Ayrıca, Aras ve Turan’ın konuşmalarını, ekonomi alanındaki konumları ve TÜSİAD’ın geniş üye ağından faydalanarak gerçekleştirdikleri, bu nedenle eylemlerinin etki alanını genişlettikleri öne sürüldü. İddianamede, “beyanlarının düşünce ve ifade özgürlüğü sınırlarını aştığı”, “haber ya da bilgi verme hakkı kapsamında değerlendirilmesinin mümkün olmadığı” ve “toplumun doğru bilgiye erişim hakkını engelledikleri” ifade edildi.
“Kamu Barışını Bozmaya Elverişli” İddiası
İddianamede, Aras ve Turan’ın sözlerinin “ülkenin iç ve dış güvenliği, kamu düzeni ve genel sağlığıyla ilgili olduğu” belirtilerek, bu tür açıklamaların kamu barışını bozmaya elverişli olduğu savunuldu. İki ismin, siyasi, ekonomik ve ticari konularda toplumu manipüle etmek amacıyla gerçeğe aykırı veya yanıltıcı bilgiler verdiği iddia edildi. Bu kapsamda, “zincirleme şekilde basın ve yayın yoluyla yanıltıcı bilgiyi alenen yayma” suçundan cezalandırılmaları talep edildi. “Adil yargılamayı etkilemeye teşebbüs” suçundan ise soruşturma dosyasının ayrıldığı ve bu suçla ilgili soruşturmanın devam ettiği belirtildi.
TÜSİAD Genel Kurulunda Neler Konuşulmuştu?
TÜSİAD Yüksek İstişare Konseyi Başkanı Ömer Aras, genel kurulda yaptığı konuşmada, Kartalkaya’daki yangın faciasından siyasi tutuklamalara, ordu içindeki ihraçlardan gazetecilerin hedef alınmasına kadar pek çok konuya değinmişti. Aras, enflasyonla ilgili değerlendirmelerinde, “Kamunun da özel sektör şirketleri ve vatandaşlarımız gibi eşit düzeyde kemer sıkması şart. Enflasyonla mücadele için 2025 yılında kamuda yapılacak tasarrufun daha etkin olmasını bekliyoruz. Devletin bütçe disiplinine uyması, kamu harcamalarını kontrol etmesi ve kamuda tasarrufu arttırması şart” ifadelerini kullanmıştı.
TÜSİAD Başkanı Orhan Turan ise Hazine ve Maliye Bakanı Mehmet Şimşek’e yönelik ilk kez açık eleştiride bulunarak, “Sayın Bakan Mehmet Şimşek’in programına destek veriyor olsak da, ekonomide her şeyin yolunda olduğunu söyleyemeyiz” demişti.

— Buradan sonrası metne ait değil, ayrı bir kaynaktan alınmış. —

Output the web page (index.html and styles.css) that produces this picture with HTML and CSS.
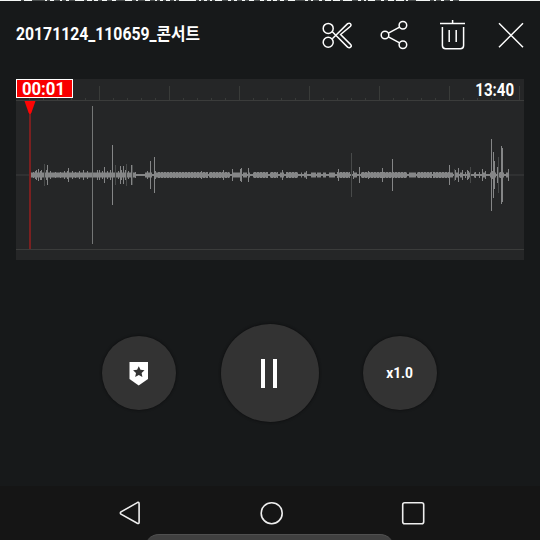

Erdoğan’dan TÜSİAD’a Sert Tepki
AKP Genel Başkanı ve Cumhurbaşkanı Recep Tayyip Erdoğan, partisinin Meclis grup toplantısında yaptığı konuşmada, TÜSİAD’ın açıklamalarına sert tepki göstermişti. Erdoğan, “Haddi ziyadesiyle aşan ve buram buram provokasyon kokan açıklamalar. Bu kuruluşun darbeciler, cuntacılar, emperyalistler ve onların etki ajanlarının safında ülkemize ve milletimize karşı sergilediği üstenci, faşizan, nobran tavırlar, toplumsal hafıza kayıtlarımızdadır. Siyaset yapmaya çok hevesliyseniz ya parti kurarsınız ya da muhalefet partilerinden birini seçersiniz” ifadelerini kullanmıştı.
Adli Kontrol Kararı ve Yurt Dışı Yasağı
TÜSİAD yöneticileri hakkında başlatılan soruşturma kapsamında, Ömer Aras ve Orhan Turan’a yurt dışı çıkış yasağı uygulanmış ve adli kontrol şartıyla serbest bırakılmıştı. İddianame, İstanbul 28. Asliye Ceza Mahkemesi’ne gönderildi.
TÜSİAD’ın genel kurulunda yapılan açıklamalar, hem hükümet hem de kamuoyu nezdinde tartışmalara neden oldu. İktidarın TÜSİAD’a yönelik sert tepkisi, sivil toplum kuruluşlarının siyasi söylemlerinin sınırlarına dair bir tartışma başlattı. TÜSİAD yöneticilerinin yargılanma süreci, Türkiye’de ifade özgürlüğü ve sivil toplumun rolüne dair önemli bir örnek teşkil ediyor. Davanın seyri, hem iş dünyası hem de siyasi çevreler tarafından yakından takip ediliyor.